Randy and I have argued this point for years. I have replaced 3 crap trap "leakers" (one on a world class flyers ship) and solved problems.
I have seen exactly two leakers over the 25 years or so they have been around. The most interesting was on Bruce Perry's PA40 at the 1995 NATS. He was having all sort of problems with inconsistent runs, etc. And that was when we we also having all sorts of problems with SIG fuel, which confused the issue considerably - David's PA40 wore out a connecting rod during the week apparently due to fuel problems, I was having all sorts of funnies, etc. At any rate, about half the week went by with us monkeying with the pipe length, sealing the header joint, leak-testing pipes. Finally, Bruce put the airplane in his much-maligned "R/C Stand". This is the full R/C "Club dork" toolbox, with deployable legs, a thing to hold your fuselage while you adjust the reeds, change tubes in the receiver, or whatever RC guys do. And all the stickers, too. Eventually he decided to fire it up with it in the stand, upside down, with the cowl off. About 5 seconds into the run, sure enough, a stream of bubbles in the crap trap. Pull it out, and when they were pushing the end fitting into the tubing, part of the tubing folded under, causing a leak. Replaced it with a new one straight out of my tool box, everything works.

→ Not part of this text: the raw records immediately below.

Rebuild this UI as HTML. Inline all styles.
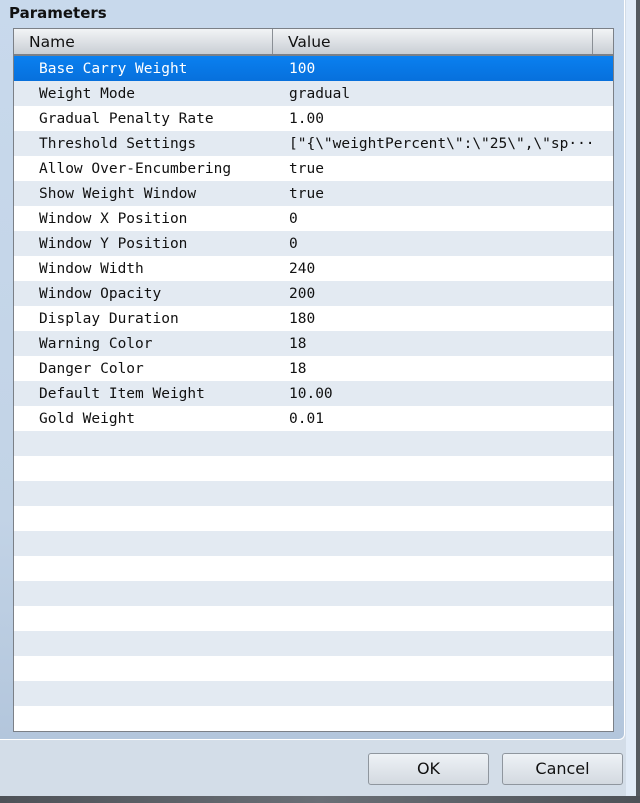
<!DOCTYPE html>
<html><head><style>
body{margin:0;width:640px;height:803px;background:#d3dde8;position:relative;overflow:hidden;font-family:"DejaVu Sans","Liberation Sans",sans-serif}
.grp{position:absolute;left:0;top:0;width:625px;height:740px;background:linear-gradient(#c8d9ec,#c2d3e6 70%,#b3c6dc);border-right:1px solid #fff;border-bottom:1px solid #fff;border-bottom-right-radius:6px;box-sizing:border-box}
.rs{position:absolute;left:626px;top:0;width:10px;height:796px;background:#e2ecf8}
.rd{position:absolute;left:636px;top:0;width:4px;height:803px;background:#555a60}
.bot{position:absolute;left:0;top:796px;width:640px;height:7px;background:linear-gradient(90deg,#4e5258,#6a6f76 50%,#4e5258)}
.title{position:absolute;left:9px;top:4px;font-weight:bold;font-size:15px;color:#111}
.tbl{position:absolute;left:13px;top:28px;width:601px;height:704px;border:1px solid #7b8087;box-sizing:border-box;background:#fff;overflow:hidden}
.hdr{height:27px;background:linear-gradient(#f2f4f6,#c9ced4);border-bottom:2px solid #7b8087;position:relative;font-size:15.5px;color:#111;box-sizing:border-box}
.hdr span{position:absolute;top:4px}
.hdr i{position:absolute;top:0;width:1px;height:25px;background:#8a8f95}
.row{height:25px;position:relative;font-family:"DejaVu Sans Mono","Liberation Mono",monospace;font-size:14.5px;color:#111}
.row:nth-child(even){background:#e3eaf2}
.row.sel{background:linear-gradient(#0a80f0,#0770dc);color:#fff}
.row span{position:absolute;top:5px;white-space:nowrap}
.n{left:25px}.v{left:275px}
.btn{position:absolute;top:753px;width:121px;height:32px;box-sizing:border-box;border:1px solid #8f969e;border-radius:3px;background:linear-gradient(#eef2f6,#d3d9e0);font-size:16px;text-align:center;line-height:30px;color:#111}
</style></head><body>
<div class="grp"></div><div class="rs"></div><div class="rd"></div><div class="bot"></div>
<div class="title">Parameters</div>
<div class="tbl">
<div class="hdr"><span style="left:15px">Name</span><i style="left:258px"></i><span style="left:274px">Value</span><i style="left:578px"></i></div>
<div id="rows">
<div class="row sel"><span class="n">Base Carry Weight</span><span class="v">100</span></div>
<div class="row"><span class="n">Weight Mode</span><span class="v">gradual</span></div>
<div class="row"><span class="n">Gradual Penalty Rate</span><span class="v">1.00</span></div>
<div class="row"><span class="n">Threshold Settings</span><span class="v">["{\"weightPercent\":\"25\",\"sp···</span></div>
<div class="row"><span class="n">Allow Over-Encumbering</span><span class="v">true</span></div>
<div class="row"><span class="n">Show Weight Window</span><span class="v">true</span></div>
<div class="row"><span class="n">Window X Position</span><span class="v">0</span></div>
<div class="row"><span class="n">Window Y Position</span><span class="v">0</span></div>
<div class="row"><span class="n">Window Width</span><span class="v">240</span></div>
<div class="row"><span class="n">Window Opacity</span><span class="v">200</span></div>
<div class="row"><span class="n">Display Duration</span><span class="v">180</span></div>
<div class="row"><span class="n">Warning Color</span><span class="v">18</span></div>
<div class="row"><span class="n">Danger Color</span><span class="v">18</span></div>
<div class="row"><span class="n">Default Item Weight</span><span class="v">10.00</span></div>
<div class="row"><span class="n">Gold Weight</span><span class="v">0.01</span></div>
<div class="row"></div><div class="row"></div><div class="row"></div><div class="row"></div><div class="row"></div><div class="row"></div><div class="row"></div><div class="row"></div><div class="row"></div><div class="row"></div><div class="row"></div><div class="row"></div><div class="row"></div>
</div>
</div>
<div class="btn" style="left:368px">OK</div>
<div class="btn" style="left:502px">Cancel</div>
</body></html>
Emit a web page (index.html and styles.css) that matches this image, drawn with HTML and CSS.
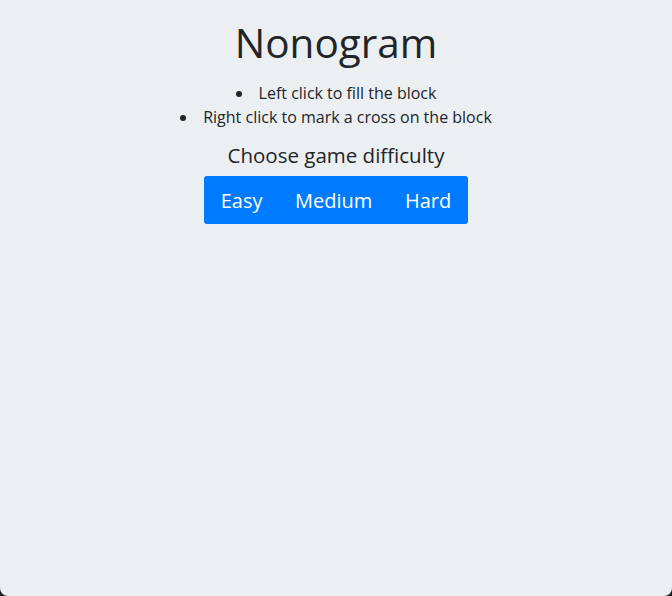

But that was one issue over thousands of flights. If you have a problem, check the filter. But the number of problems caused by
not having a filter are so huge and pervasive that I stick with my recommendation to never fly without one. I like the crap trap because it's relatively small, hard to clog , but still offers superior filtering. The two elements also seem to catch the fibers better than a single-element filter. The Dave Shadel filters are good if you have a very tight installation but the filter area is tiny and thus much more prone to clogging. Any of the screw-together types are prone to leaking (much more likely than the crap trap) but that's a problem that can be dealt with.